Si è detto che il libico Game si era avvicinato all’Islam dopo difficoltà personali e economiche. E’ un triste ritornello: la religione come via di fuga dai problemi terreni, come strumento di lotta verso la società occidentale in cui ci si fatica a integrare. "Difficile interpretare quello che è accaduto. Non è una novità che qualcuno si rifugi nella religione per coprire il suo disagio e i suoi fallimenti. Per quanto riguarda la crisi economica incide su tutti, musulmani  e non. Ma in questa storia non mancano le contraddizioni: è vero che Game aveva difficoltà finanziarie, ma era anche un padre di famiglia inserito nella società. E’ in Italia dal 2003 e non aveva mai dato problemi prima". Adesso il rischio è che qualcuno strumentalizzi l’accaduto. Anche questo non sarebbe una novità. "Ci dispiace per quello che è successo. Bisogna però capire che questo attentato danneggia anche noi: ora ci sarà gente che andrà a nozze, che farà polemica in televisione e sulle prime pagine per buttare fango su di noi".

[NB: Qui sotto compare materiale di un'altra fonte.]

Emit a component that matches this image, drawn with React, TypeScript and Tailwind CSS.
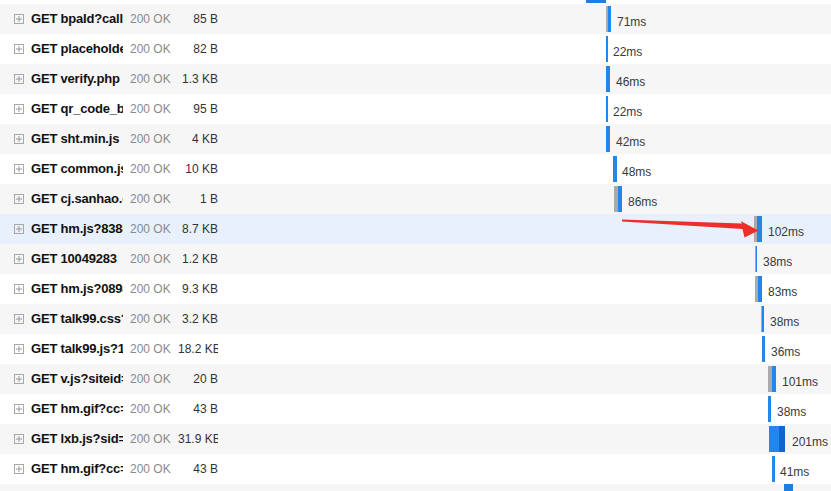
import React from "react";

type Req = {
  name: string;
  size: string;
  start: number; // absolute x of bar start
  wait: number; // gray segment width
  recv: number; // blue segment width
  extra?: number; // darker blue segment width
  gap: number; // space between bar and label
  time: string;
};

const TIMELINE_X = 218;

const requests: Req[] = [
  { name: "bpaId?callback", size: "85 B", start: 606, wait: 2, recv: 3, gap: 6, time: "71ms" },
  { name: "placeholder.js", size: "82 B", start: 606, wait: 0, recv: 2, gap: 5, time: "22ms" },
  { name: "verify.php", size: "1.3 KB", start: 606, wait: 0, recv: 4, gap: 6, time: "46ms" },
  { name: "qr_code_bg.png", size: "95 B", start: 606, wait: 0, recv: 2, gap: 5, time: "22ms" },
  { name: "sht.min.js", size: "4 KB", start: 606, wait: 0, recv: 4, gap: 6, time: "42ms" },
  { name: "common.js", size: "10 KB", start: 613, wait: 0, recv: 4, gap: 5, time: "48ms" },
  { name: "cj.sanhao.com", size: "1 B", start: 614, wait: 4, recv: 4, gap: 6, time: "86ms" },
  { name: "hm.js?8388", size: "8.7 KB", start: 754, wait: 3, recv: 5, gap: 6, time: "102ms" },
  { name: "10049283", size: "1.2 KB", start: 755, wait: 1, recv: 1, gap: 6, time: "38ms" },
  { name: "hm.js?0898", size: "9.3 KB", start: 755, wait: 3, recv: 4, gap: 6, time: "83ms" },
  { name: "talk99.css?v", size: "3.2 KB", start: 761, wait: 1, recv: 2, gap: 6, time: "38ms" },
  { name: "talk99.js?1.0", size: "18.2 KB", start: 762, wait: 0, recv: 3, gap: 6, time: "36ms" },
  { name: "v.js?siteid=1", size: "20 B", start: 768, wait: 4, recv: 4, gap: 6, time: "101ms" },
  { name: "hm.gif?cc=1", size: "43 B", start: 768, wait: 0, recv: 3, gap: 6, time: "38ms" },
  { name: "lxb.js?sid=1", size: "31.9 KB", start: 769, wait: 0, recv: 10, extra: 6, gap: 7, time: "201ms" },
  { name: "hm.gif?cc=1", size: "43 B", start: 772, wait: 0, recv: 3, gap: 5, time: "41ms" },
];

function PlusBox() {
  return (
    <svg width="10" height="10" viewBox="0 0 10 10" className="shrink-0">
      <rect x="0.5" y="0.5" width="9" height="9" fill="none" stroke="#a8a8a8" />
      <path d="M5 2v6M2 5h6" stroke="#999" />
    </svg>
  );
}

function Row({ r, index }: { r: Req; index: number }) {
  const bg = index === 7 ? "bg-[#e8f0fb]" : index % 2 === 0 ? "bg-[#f6f6f6]" : "bg-white";
  return (
    <div className={`flex h-[30px] items-center ${bg}`}>
      <div className="ml-[14px] flex items-center">
        <PlusBox />
      </div>
      <div className="ml-[7px] w-[92px] overflow-hidden whitespace-nowrap text-[13px] font-bold tracking-[-0.2px] text-[#111]">
        GET {r.name}
      </div>
      <div className="ml-[7px] w-[48px] overflow-hidden whitespace-nowrap text-[12px] text-[#8a8a8a]">
        200 OK
      </div>
      <div className="w-[40px] overflow-hidden whitespace-nowrap text-right text-[12px] text-[#333]">
        {r.size}
      </div>
      <div className="flex h-full flex-1 items-center" style={{ paddingLeft: r.start - TIMELINE_X }}>
        <div className="flex h-[26px]">
          {r.wait > 0 && <div className="h-full bg-[#ababab]" style={{ width: r.wait }} />}
          <div className="h-full bg-[#2486ea]" style={{ width: r.recv }} />
          {r.extra && <div className="h-full bg-[#0f66cc]" style={{ width: r.extra }} />}
        </div>
        <span className="whitespace-nowrap pt-[5px] text-[12px] text-[#3a3a3a]" style={{ marginLeft: r.gap }}>
          {r.time}
        </span>
      </div>
    </div>
  );
}

export default function App() {
  return (
    <div className="relative h-[491px] w-[831px] overflow-hidden bg-white font-['Liberation_Sans',Arial,sans-serif]">
      <div className="flex h-[4px] bg-white">
        <div className="ml-[586px] h-[3px] w-[20px] bg-[#1f7fe0]" />
      </div>
      {requests.map((r, i) => (
        <Row key={i} r={r} index={i} />
      ))}
      <div className="flex h-[7px] bg-[#f6f6f6]">
        <div className="ml-[784px] h-full w-[9px] bg-[#1f7fe0]" />
      </div>
      <svg
        className="pointer-events-none absolute left-0 top-0"
        width="831"
        height="491"
        viewBox="0 0 831 491"
      >
        <polygon
          points="622,219.6 742,223.6 740.5,221 758.5,230.5 744.5,237.5 742.5,229 622,221.4"
          fill="#ec2f2a"
        />
      </svg>
    </div>
  );
}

La comunità islamica bergamasca, assicura Saleh, è del tutto estranea ai fantasmi del fondamentalismo. Anche se, ammette Saleh, il pericolo dei cattivi maestri è sempre dietro l’angolo. "Tra di noi non ci sono scalmanati, anche perchè siamo da sempre portatori di un messaggio di equilibrio e abbiamo buoni rapporti con le istituzioni. Ma è vero che ci può sempre essere qualcuno che gode di un forte potere carismatico sulle menti deboli, è successo anche in America anni fa, con la strage di una setta provocata da un santone. Bisogna comunque considerare che difficilmente un’eventuale testa calda si manifesterebbe: è sempre complicato individuare segni di disagio, addirittura impossibile prevedere gesti del genere".

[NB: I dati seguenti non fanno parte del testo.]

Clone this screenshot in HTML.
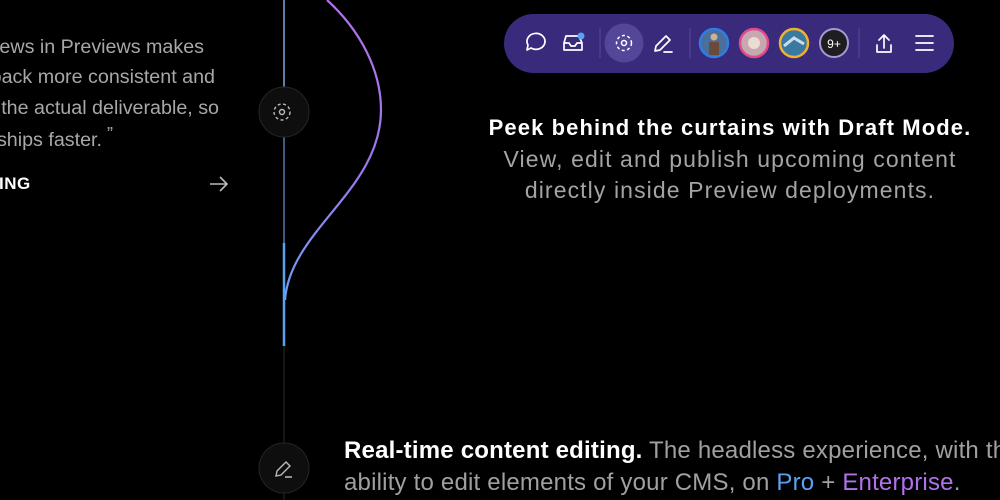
<!DOCTYPE html>
<html><head><meta charset="utf-8"><style>
*{margin:0;padding:0;box-sizing:border-box}
body{width:1000px;height:500px;background:#000;overflow:hidden;position:relative;font-family:"Liberation Sans",sans-serif}
.a{position:absolute;white-space:nowrap}
.q{color:#a8a8a8;font-size:19.7px;width:300px;text-align:right}
.c{color:#a4a4a4;font-size:23px;letter-spacing:1.1px;text-align:center;width:560px;left:450px}
.bt{left:344px;font-size:24px;color:#a0a0a0;letter-spacing:0.2px}
</style></head><body>
<div class="a q" style="left:-96px;top:36px">views in Previews makes</div>
<div class="a q" style="left:-85px;top:66px">back more consistent and</div>
<div class="a q" style="left:-81px;top:97px">the actual deliverable, so</div>
<div class="a q" style="left:-198px;top:129px">ships faster.</div>
<div class="a" style="left:107px;top:124px;color:#aaa;font-size:18px">”</div>
<div class="a" style="left:-1px;top:174px;color:#fff;font-weight:bold;font-size:17px;letter-spacing:0.5px">ING</div>
<svg class="a" style="left:0;top:0" width="1000" height="500">
<line x1="284" y1="0" x2="284" y2="500" stroke="#1c1c1c" stroke-width="1.5"/>
<line x1="284" y1="0" x2="284" y2="90" stroke="#5c7fa8" stroke-width="2"/>
<line x1="284" y1="134" x2="284" y2="245" stroke="#3d5a80" stroke-width="2"/>
<line x1="284" y1="243" x2="284" y2="346" stroke="#5aa2f0" stroke-width="2.5"/>
<defs><linearGradient id="g" x1="0" y1="0" x2="0" y2="1"><stop offset="0" stop-color="#b072ea"/><stop offset="0.6" stop-color="#9a78ee"/><stop offset="1" stop-color="#6aa0f2"/></linearGradient></defs>
<path d="M327 0 C 360 30, 381 70, 381 110 C 381 190, 290 230, 285 300" fill="none" stroke="url(#g)" stroke-width="2.2"/>
<path d="M210 184 H227 M220 177 L227 184 L220 191" fill="none" stroke="#bbb" stroke-width="1.6"/>
<circle cx="284" cy="112" r="25" fill="#0e0e0e" stroke="#262626"/>
<circle cx="282" cy="112" r="8" fill="none" stroke="#bbb" stroke-width="1.4" stroke-dasharray="3 2.5"/>
<circle cx="282" cy="112" r="2.5" fill="none" stroke="#bbb" stroke-width="1.4"/>
<circle cx="284" cy="468" r="25" fill="#0e0e0e" stroke="#262626"/>
<path d="M276 476 L277 471 L286 462 L290 466 L281 475 Z M285 477 H292" fill="none" stroke="#bbb" stroke-width="1.4"/>
<rect x="504" y="14" width="450" height="59" rx="29.5" fill="#3a2a7c"/>
<g fill="none" stroke="#fff" stroke-width="1.7" stroke-linecap="round" stroke-linejoin="round">
<path d="M527 50 L528 45 A9 8 0 1 1 531 48 Z"/>
<path d="M564 43 L566 36 H579 L582 43 V50 H564 Z M564 43 H569 L571 46 H575 L577 43 H582"/>
<path d="M655 51 L656 46 L666 36 L670 40 L660 50 Z M664 52 H672"/>
<path d="M884 35 V48 M879 40 L884 35 L889 40 M877 45 V52 H891 V45"/>
<path d="M916 36 H933 M916 43 H933 M916 50 H933"/>
</g>
<circle cx="581" cy="36" r="3.5" fill="#5aa2f0"/>
<line x1="600" y1="28" x2="600" y2="58" stroke="#55489a"/>
<line x1="690" y1="28" x2="690" y2="58" stroke="#55489a"/>
<line x1="859" y1="28" x2="859" y2="58" stroke="#55489a"/>
<circle cx="624" cy="43" r="19.5" fill="#54479a"/>
<circle cx="624" cy="43" r="7.5" fill="none" stroke="#fff" stroke-width="1.5" stroke-dasharray="3 2.5"/>
<circle cx="624" cy="43" r="2.5" fill="none" stroke="#fff" stroke-width="1.5"/>
<circle cx="714" cy="43" r="14" fill="#4a6f9a" stroke="#2f7de0" stroke-width="2.5"/>
<rect x="709" y="42" width="10" height="13" fill="#6a4a3a"/>
<circle cx="714" cy="37" r="3.5" fill="#d0b090"/>
<circle cx="754" cy="43" r="14" fill="#c8a8b0" stroke="#e04a8a" stroke-width="2.5"/>
<circle cx="754" cy="43" r="6" fill="#eadcd0"/>
<circle cx="794" cy="43" r="14" fill="#3a7aa0" stroke="#f0b030" stroke-width="2.5"/>
<path d="M784 46 L794 38 L804 44" stroke="#cde" stroke-width="3" fill="none"/>
<circle cx="834" cy="43" r="14" fill="#1e1e22" stroke="#a898d0" stroke-width="2"/>
<text x="834" y="48" fill="#fff" font-size="12" text-anchor="middle" font-family="Liberation Sans">9+</text>
</svg>
<div class="a c" style="top:115px;color:#fff;font-weight:bold;font-size:22px">Peek behind the curtains with Draft Mode.</div>
<div class="a c" style="top:146px">View, edit and publish upcoming content</div>
<div class="a c" style="top:177px">directly inside Preview deployments.</div>
<div class="a bt" style="top:437px"><b style="color:#fff">Real-time content editing.</b> The headless experience, with the</div>
<div class="a bt" style="top:469px">ability to edit elements of your CMS, on <span style="color:#5aa2f0">Pro</span> + <span style="color:#b072ea">Enterprise</span>.</div>
</body></html>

Quanto pesa il conflitto in Afghanistan? "Può provocare risentimento, così come i conflitti in Iraq e Palestina. Ma finché si tratta di modi diversi di vedere le cose, di pareri diversi, non c’è nessun problema. Niente però autorizza ad andare ad ammazzare la gente. Posso capire che sul campo di battaglia si voglia provocare perdite al nemico, ma qui no. Non c’è nessuna guerra con l’Italia. Siamo qui per vivere in pace e per lavorare: l’Italia ci ha accolto e non bisogna provocare fastidi di nessun genere". Se si trovasse di fronte un fanatico, che farebbe? Lo denuncerei, ci mancherebbe altro. Perché ripeto, farebbe un danno anche a noi musulmani che, come tutti, di questi tempi abbiamo ben altri problemi cui pensare".